How does LINEST work?

D

DarrenO

I am trying to understand the explanation for how the LINEST function
regresses that is given here: http://support.microsoft.com/kb/828533

On the QR Decomposition example worksheet there are a couple of steps that I
don't understand how to go from A to B that I would like to know if there is
any further explanation anywhere that I cannot find.

First is the section where the X premultiplied by P matrix is re-written
with the comment Rewrite: effectively 0 --> 0: What is happening here?

Finally at the conclusion of the example the regression coefficients are
backcalculated from the matrix as 1.25, 0 and 0. Yet the results of the
LINEST for this example give different coefficients (-3.111, 0 and 1.222).
Why are those numbers different.

Full disclosure - I am not a mathmetician by any stretch, just a ChemE who
skipped most of my math classes at Uni, so explanations that don't involve me
looking up big long words in big heavy books would especially be appreciated.
 
J

Jerry W. Lewis

Given your disclaimer, do you really want to chase through the details or do
you just want a general concept of what is being returned?

For a general concept, LINEST returns a least squares solution, i.e. the
parameter estimates lead to estimated y values that minimize =SUMSQ(y-y_est).


If there is no collinearity (if none of the predictors are redundant), then
there is only one least squares solution. LINEST in all versions of Excel
attempt to calculate that unique solution. The only difference between
pre-2003 (normal equations) and post-2003 (QR decomposition) LINEST is how
efficiently the calculations use the available precision (if Excel had
infinite precision, both approaches would return exactly the same estimates.

Other than the numerically better algorithm, the only difference between
pre-2003 and post-2003 LINEST (when there is no collinearity) is the R^2, F
and SSreg (rows 3 to 5 of 1st column of LINEST output. Prior to 2003, the
LINEST calculations were based on an error in concept.

When there are redundant predictors (collinearity), pre-2003 LINEST would
return an error value, whereas post-2003 returns a least squares solution (a
particular one of infinitely many possible least squares solutions).
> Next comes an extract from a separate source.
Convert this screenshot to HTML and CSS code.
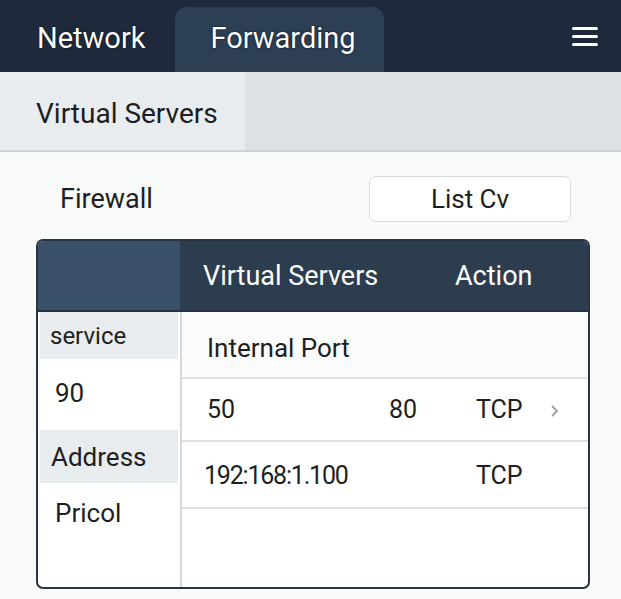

While
the estimates are not unique in this case, the summary statistics in rows 3
through 5 of the LINEST output are still unique (i.e. any of the possible
least squares solutions would produce identical summary statistics)
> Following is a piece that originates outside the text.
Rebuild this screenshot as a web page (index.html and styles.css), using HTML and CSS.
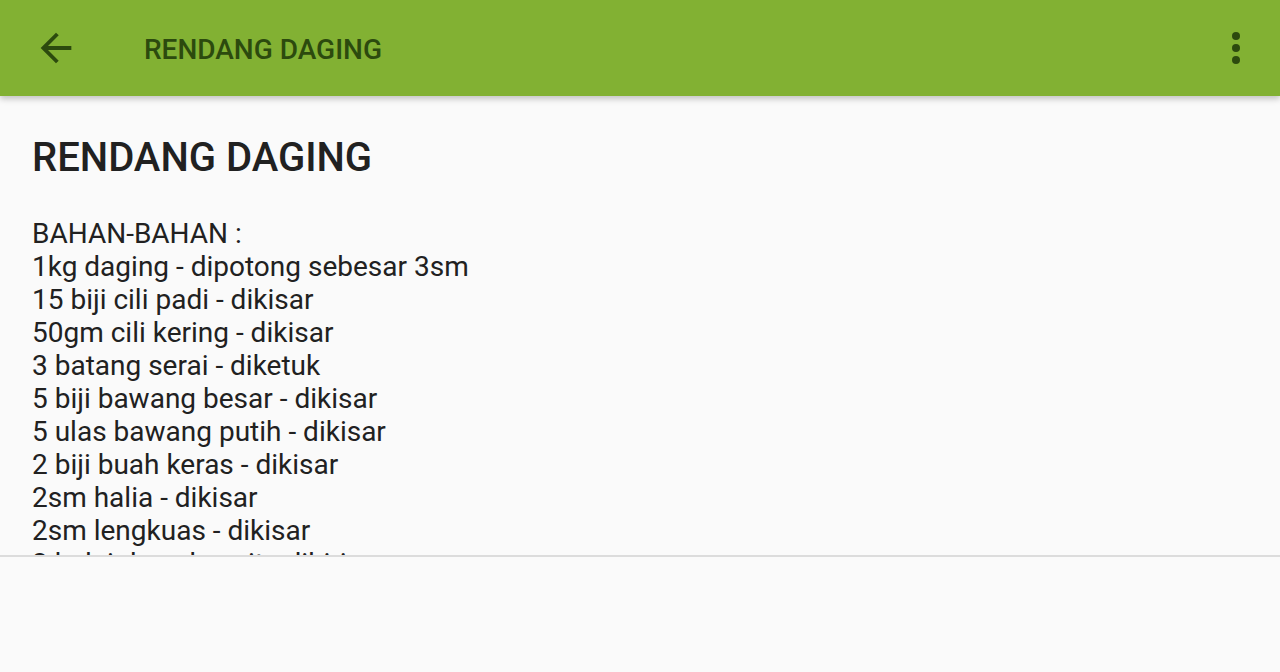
FILE: index.html
```html
<!DOCTYPE html>
<html lang="ms">
<head>
    <meta charset="UTF-8">
    <meta name="viewport" content="width=device-width, initial-scale=1.0">
    <title>Rendang Daging</title>
    <link rel="stylesheet" href="styles.css">
</head>
<body>
    <header class="toolbar">
        <button class="icon-btn back-btn" aria-label="Kembali">
            <svg viewBox="0 0 24 24" width="46" height="46">
                <path d="M20 11H7.83l5.59-5.59L12 4l-8 8 8 8 1.41-1.41L7.83 13H20v-2z"/>
            </svg>
        </button>
        <h1 class="toolbar-title">RENDANG DAGING</h1>
        <button class="icon-btn menu-btn" aria-label="Menu">
            <svg viewBox="0 0 24 24" width="48" height="48">
                <circle cx="12" cy="6" r="2"/>
                <circle cx="12" cy="12" r="2"/>
                <circle cx="12" cy="18" r="2"/>
            </svg>
        </button>
    </header>

    <main class="recipe">
        <h2 class="recipe-title">RENDANG DAGING</h2>
        <div class="recipe-body">
            <p>BAHAN-BAHAN :</p>
            <p>1kg daging - dipotong sebesar 3sm</p>
            <p>15 biji cili padi - dikisar</p>
            <p>50gm cili kering - dikisar</p>
            <p>3 batang serai - diketuk</p>
            <p>5 biji bawang besar - dikisar</p>
            <p>5 ulas bawang putih - dikisar</p>
            <p>2 biji buah keras - dikisar</p>
            <p>2sm halia - dikisar</p>
            <p>2sm lengkuas - dikisar</p>
            <p>2 helai daun kunyit - dihiris</p>
        </div>
    </main>

    <footer class="bottom-area"></footer>
</body>
</html>
```

FILE: styles.css
```css
* {
    margin: 0;
    padding: 0;
    box-sizing: border-box;
}

body {
    font-family: Roboto, 'Noto Sans', sans-serif;
    background: #fafafa;
    width: 1280px;
    height: 672px;
    overflow: hidden;
    display: flex;
    flex-direction: column;
}

.toolbar {
    height: 96px;
    flex-shrink: 0;
    background: #82b133;
    display: flex;
    align-items: center;
    padding: 0 20px 0 33px;
    box-shadow: 0 3px 6px rgba(0,0,0,0.22);
    position: relative;
    z-index: 1;
}

.icon-btn {
    background: none;
    border: none;
    display: flex;
    fill: #2c4a0e;
}

.toolbar-title {
    flex: 1;
    margin-left: 65px;
    margin-top: 2px;
    color: #2c4a0e;
    font-size: 28px;
    font-weight: 500;
}

.recipe {
    height: 461px;
    flex-shrink: 0;
    overflow: hidden;
    padding: 38px 32px 0;
    color: #212121;
    border-bottom: 2px solid #dcdcdc;
}

.recipe-title {
    font-size: 40px;
    font-weight: 500;
    line-height: 48px;
    margin-bottom: 35px;
}

.recipe-body p {
    font-size: 28px;
    line-height: 33px;
}

.bottom-area {
    flex: 1;
}
```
For details, you might find either of the following useful
http://en.wikipedia.org/wiki/QR_decomposition
http://www.physics.louisville.edu/help/nr/bookfpdf/f2-10.pdf

Jerry
 
J

Jerry W. Lewis

There are two problems in your use of the knowledge base [KB] example, one is
yours (exacerbated by Microsoft [MS]), the other is Microsoft's alone.

You must array enter (Ctrl-Shift-Enter) every block of formulas involving
MMULT(). MS mentioned entering array formulas early in the article, but I
see nothing in the write-up about all the array formulas in this particular
example.
- Select the block I29:L32, where every cell contains the formula
=MMULT(E29:E32,TRANSPOSE(E29:E32)), and simultaneously press
Ctrl-Shift-Enter. If you do it right, I29:L32 will become a symmetric array
instead of a column vector repeated four times. In the formula bar, you will
see {=MMULT(E29:E32,TRANSPOSE(E29:E32))} even though you did not type the
curly brackets; in general, this is how your recognize that Excel understands
this as an array formula.
- Similarly, array enter the formulas in the blocks G35:I38, L35:L38,
I52:K54, H58:I60, and L58:L60

At this point, the "Rewrite: effectively 0 --> 0:" comment should be
obvious; you are replacing numbers that are effectively zero (<1E-15) with
explicit zeroes.

The other problem with the example is that when I copy/paste the whole thing
into a worksheet, I get two extraneous blank lines after row 68; this means
that several of the subsequent formulas are pointing to the wrong cells.
Copy from "QR Decomposition main loop terminates because longest remaining
sub-vector has length 0" to the end of the example and paste into the
worksheet beginning at cell A69. Cells G71:H71 should now contain the first
two LINEST 2003 coefficients (1.222222 and 0). The third coefficient
(-3.11111) is calculated separately in C80.

Also potentially confusing are the references to bold cells (presumably
A47:A49 and D47:E49) that are not formatted bold in the KB example.